- _TASK_:
Provide an exact copy of the data, excluding the images.

- _DATA_:

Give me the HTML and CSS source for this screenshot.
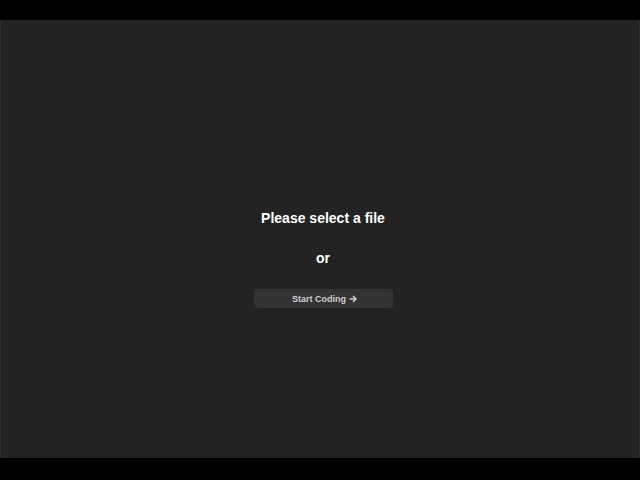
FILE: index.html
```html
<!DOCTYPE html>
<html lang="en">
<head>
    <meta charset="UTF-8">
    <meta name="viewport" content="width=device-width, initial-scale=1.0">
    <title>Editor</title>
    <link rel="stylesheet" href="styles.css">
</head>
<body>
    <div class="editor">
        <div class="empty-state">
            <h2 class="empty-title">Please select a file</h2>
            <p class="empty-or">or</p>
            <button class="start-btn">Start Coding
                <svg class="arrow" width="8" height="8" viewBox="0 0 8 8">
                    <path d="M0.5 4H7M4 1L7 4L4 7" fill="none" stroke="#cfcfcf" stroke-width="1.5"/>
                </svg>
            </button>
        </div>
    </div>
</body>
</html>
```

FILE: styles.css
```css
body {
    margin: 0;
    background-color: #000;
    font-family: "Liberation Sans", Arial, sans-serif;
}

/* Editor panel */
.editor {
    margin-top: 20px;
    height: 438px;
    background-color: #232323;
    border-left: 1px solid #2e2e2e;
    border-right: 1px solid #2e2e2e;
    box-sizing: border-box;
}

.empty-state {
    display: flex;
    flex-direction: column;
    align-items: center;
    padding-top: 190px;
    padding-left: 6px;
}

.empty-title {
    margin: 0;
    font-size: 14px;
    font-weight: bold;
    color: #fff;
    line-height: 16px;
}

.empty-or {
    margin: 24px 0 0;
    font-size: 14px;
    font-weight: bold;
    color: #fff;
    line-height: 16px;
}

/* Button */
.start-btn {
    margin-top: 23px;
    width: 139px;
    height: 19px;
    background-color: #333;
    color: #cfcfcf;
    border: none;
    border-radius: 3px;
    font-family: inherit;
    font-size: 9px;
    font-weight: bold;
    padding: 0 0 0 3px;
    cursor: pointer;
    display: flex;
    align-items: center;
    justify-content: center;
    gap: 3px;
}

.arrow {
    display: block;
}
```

- _EXERCISE OUTPUT_:
Give me the HTML and CSS source for this screenshot.
FILE: index.html
```html
<!DOCTYPE html>
<html lang="en">
<head>
    <meta charset="UTF-8">
    <meta name="viewport" content="width=device-width, initial-scale=1.0">
    <title>Editor</title>
    <link rel="stylesheet" href="styles.css">
</head>
<body>
    <div class="editor">
        <div class="empty-state">
            <h2 class="empty-title">Please select a file</h2>
            <p class="empty-or">or</p>
            <button class="start-btn">Start Coding
                <svg class="arrow" width="8" height="8" viewBox="0 0 8 8">
                    <path d="M0.5 4H7M4 1L7 4L4 7" fill="none" stroke="#cfcfcf" stroke-width="1.5"/>
                </svg>
            </button>
        </div>
    </div>
</body>
</html>
```

FILE: styles.css
```css
body {
    margin: 0;
    background-color: #000;
    font-family: "Liberation Sans", Arial, sans-serif;
}

/* Editor panel */
.editor {
    margin-top: 20px;
    height: 438px;
    background-color: #232323;
    border-left: 1px solid #2e2e2e;
    border-right: 1px solid #2e2e2e;
    box-sizing: border-box;
}

.empty-state {
    display: flex;
    flex-direction: column;
    align-items: center;
    padding-top: 190px;
    padding-left: 6px;
}

.empty-title {
    margin: 0;
    font-size: 14px;
    font-weight: bold;
    color: #fff;
    line-height: 16px;
}

.empty-or {
    margin: 24px 0 0;
    font-size: 14px;
    font-weight: bold;
    color: #fff;
    line-height: 16px;
}

/* Button */
.start-btn {
    margin-top: 23px;
    width: 139px;
    height: 19px;
    background-color: #333;
    color: #cfcfcf;
    border: none;
    border-radius: 3px;
    font-family: inherit;
    font-size: 9px;
    font-weight: bold;
    padding: 0 0 0 3px;
    cursor: pointer;
    display: flex;
    align-items: center;
    justify-content: center;
    gap: 3px;
}

.arrow {
    display: block;
}
```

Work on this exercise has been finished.